━━ SOURCE MATERIAL
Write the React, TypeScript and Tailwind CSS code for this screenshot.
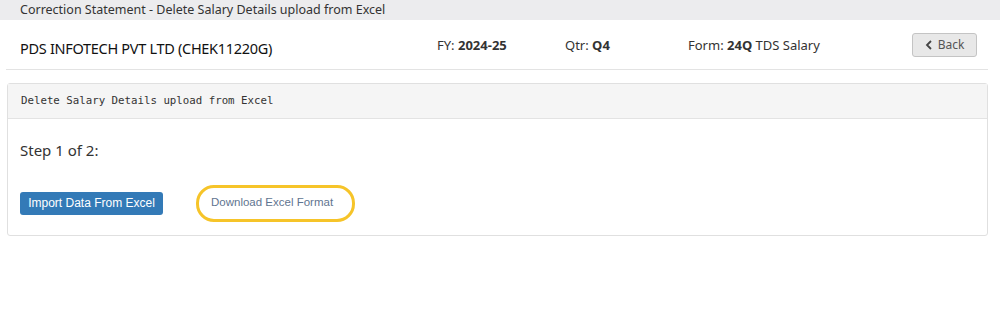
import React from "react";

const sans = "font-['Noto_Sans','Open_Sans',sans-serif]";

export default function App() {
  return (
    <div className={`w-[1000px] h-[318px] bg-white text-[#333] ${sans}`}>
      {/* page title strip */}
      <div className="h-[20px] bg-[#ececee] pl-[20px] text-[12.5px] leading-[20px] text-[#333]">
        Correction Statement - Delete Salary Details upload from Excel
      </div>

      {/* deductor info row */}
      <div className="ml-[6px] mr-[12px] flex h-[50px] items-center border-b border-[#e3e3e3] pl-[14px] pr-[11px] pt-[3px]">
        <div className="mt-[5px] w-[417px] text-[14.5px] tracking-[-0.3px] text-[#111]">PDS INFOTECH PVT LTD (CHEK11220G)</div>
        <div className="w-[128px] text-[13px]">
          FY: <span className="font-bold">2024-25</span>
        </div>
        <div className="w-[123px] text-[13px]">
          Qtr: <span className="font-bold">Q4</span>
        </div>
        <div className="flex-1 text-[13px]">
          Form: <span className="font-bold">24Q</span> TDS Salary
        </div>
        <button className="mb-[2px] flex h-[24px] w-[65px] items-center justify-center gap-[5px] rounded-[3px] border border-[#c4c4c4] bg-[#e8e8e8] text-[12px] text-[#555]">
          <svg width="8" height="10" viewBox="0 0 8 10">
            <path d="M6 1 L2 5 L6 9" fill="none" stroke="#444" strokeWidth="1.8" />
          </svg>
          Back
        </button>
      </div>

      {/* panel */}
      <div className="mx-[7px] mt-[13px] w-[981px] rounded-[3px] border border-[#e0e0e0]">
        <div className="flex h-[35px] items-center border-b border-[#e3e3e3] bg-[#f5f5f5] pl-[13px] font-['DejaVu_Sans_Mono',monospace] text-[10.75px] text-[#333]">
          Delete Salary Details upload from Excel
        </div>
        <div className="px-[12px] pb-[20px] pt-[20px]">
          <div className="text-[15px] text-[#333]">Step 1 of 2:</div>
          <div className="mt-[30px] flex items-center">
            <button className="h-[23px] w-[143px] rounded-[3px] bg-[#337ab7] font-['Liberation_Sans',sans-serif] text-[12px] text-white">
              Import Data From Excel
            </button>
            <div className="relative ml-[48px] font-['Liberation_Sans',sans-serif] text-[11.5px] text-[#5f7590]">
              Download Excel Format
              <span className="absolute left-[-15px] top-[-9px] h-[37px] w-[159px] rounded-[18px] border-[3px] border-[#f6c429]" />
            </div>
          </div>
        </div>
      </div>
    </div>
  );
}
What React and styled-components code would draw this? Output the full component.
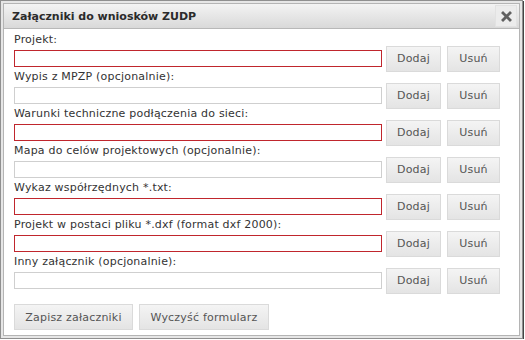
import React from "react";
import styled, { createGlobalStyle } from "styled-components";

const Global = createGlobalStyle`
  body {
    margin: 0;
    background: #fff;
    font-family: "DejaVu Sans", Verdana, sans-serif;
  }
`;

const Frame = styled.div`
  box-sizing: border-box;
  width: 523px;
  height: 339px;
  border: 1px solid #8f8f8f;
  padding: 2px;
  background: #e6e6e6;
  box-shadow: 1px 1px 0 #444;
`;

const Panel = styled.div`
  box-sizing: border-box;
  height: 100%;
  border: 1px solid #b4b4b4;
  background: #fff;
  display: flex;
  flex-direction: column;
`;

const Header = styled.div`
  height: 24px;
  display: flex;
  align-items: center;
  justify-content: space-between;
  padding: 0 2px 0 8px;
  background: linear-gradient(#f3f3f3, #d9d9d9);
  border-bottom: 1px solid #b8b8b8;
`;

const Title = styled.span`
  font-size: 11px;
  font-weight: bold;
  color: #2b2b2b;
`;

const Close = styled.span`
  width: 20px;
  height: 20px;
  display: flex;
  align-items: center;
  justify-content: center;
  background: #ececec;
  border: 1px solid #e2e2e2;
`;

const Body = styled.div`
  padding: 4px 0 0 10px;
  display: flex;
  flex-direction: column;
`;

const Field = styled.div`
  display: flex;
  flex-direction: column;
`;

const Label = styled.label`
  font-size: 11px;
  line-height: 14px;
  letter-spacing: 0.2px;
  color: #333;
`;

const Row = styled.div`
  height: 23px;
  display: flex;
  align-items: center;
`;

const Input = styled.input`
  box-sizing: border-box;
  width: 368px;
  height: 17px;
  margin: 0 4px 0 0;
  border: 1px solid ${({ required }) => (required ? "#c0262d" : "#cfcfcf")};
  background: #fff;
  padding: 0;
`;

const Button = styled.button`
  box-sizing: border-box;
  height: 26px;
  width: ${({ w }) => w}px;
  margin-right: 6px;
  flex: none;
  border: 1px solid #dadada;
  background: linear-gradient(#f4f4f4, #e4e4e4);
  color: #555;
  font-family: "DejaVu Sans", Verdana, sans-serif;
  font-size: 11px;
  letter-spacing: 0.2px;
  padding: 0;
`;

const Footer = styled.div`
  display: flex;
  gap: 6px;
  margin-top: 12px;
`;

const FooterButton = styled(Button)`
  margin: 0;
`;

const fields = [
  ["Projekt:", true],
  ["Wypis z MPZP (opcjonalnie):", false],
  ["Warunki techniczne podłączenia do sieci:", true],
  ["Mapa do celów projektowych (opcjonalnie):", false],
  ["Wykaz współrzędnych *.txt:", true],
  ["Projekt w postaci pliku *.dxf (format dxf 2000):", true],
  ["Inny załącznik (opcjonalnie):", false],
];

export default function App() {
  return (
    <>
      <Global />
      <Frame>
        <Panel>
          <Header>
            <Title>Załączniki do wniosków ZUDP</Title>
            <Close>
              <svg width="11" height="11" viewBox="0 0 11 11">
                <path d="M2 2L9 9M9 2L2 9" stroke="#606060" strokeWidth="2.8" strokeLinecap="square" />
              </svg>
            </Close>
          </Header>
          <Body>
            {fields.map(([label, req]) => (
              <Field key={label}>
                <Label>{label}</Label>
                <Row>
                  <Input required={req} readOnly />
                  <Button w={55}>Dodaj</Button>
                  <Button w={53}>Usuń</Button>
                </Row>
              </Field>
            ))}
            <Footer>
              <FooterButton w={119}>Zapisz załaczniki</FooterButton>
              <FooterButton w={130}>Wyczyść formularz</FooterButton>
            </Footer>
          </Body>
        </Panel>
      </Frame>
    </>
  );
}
━━━━
DESCRIPTION OF THE TASK :: Work through the listing above and report how many lines include the string "code", with no other text.

ANSWER TO THE EXERCISE :: 2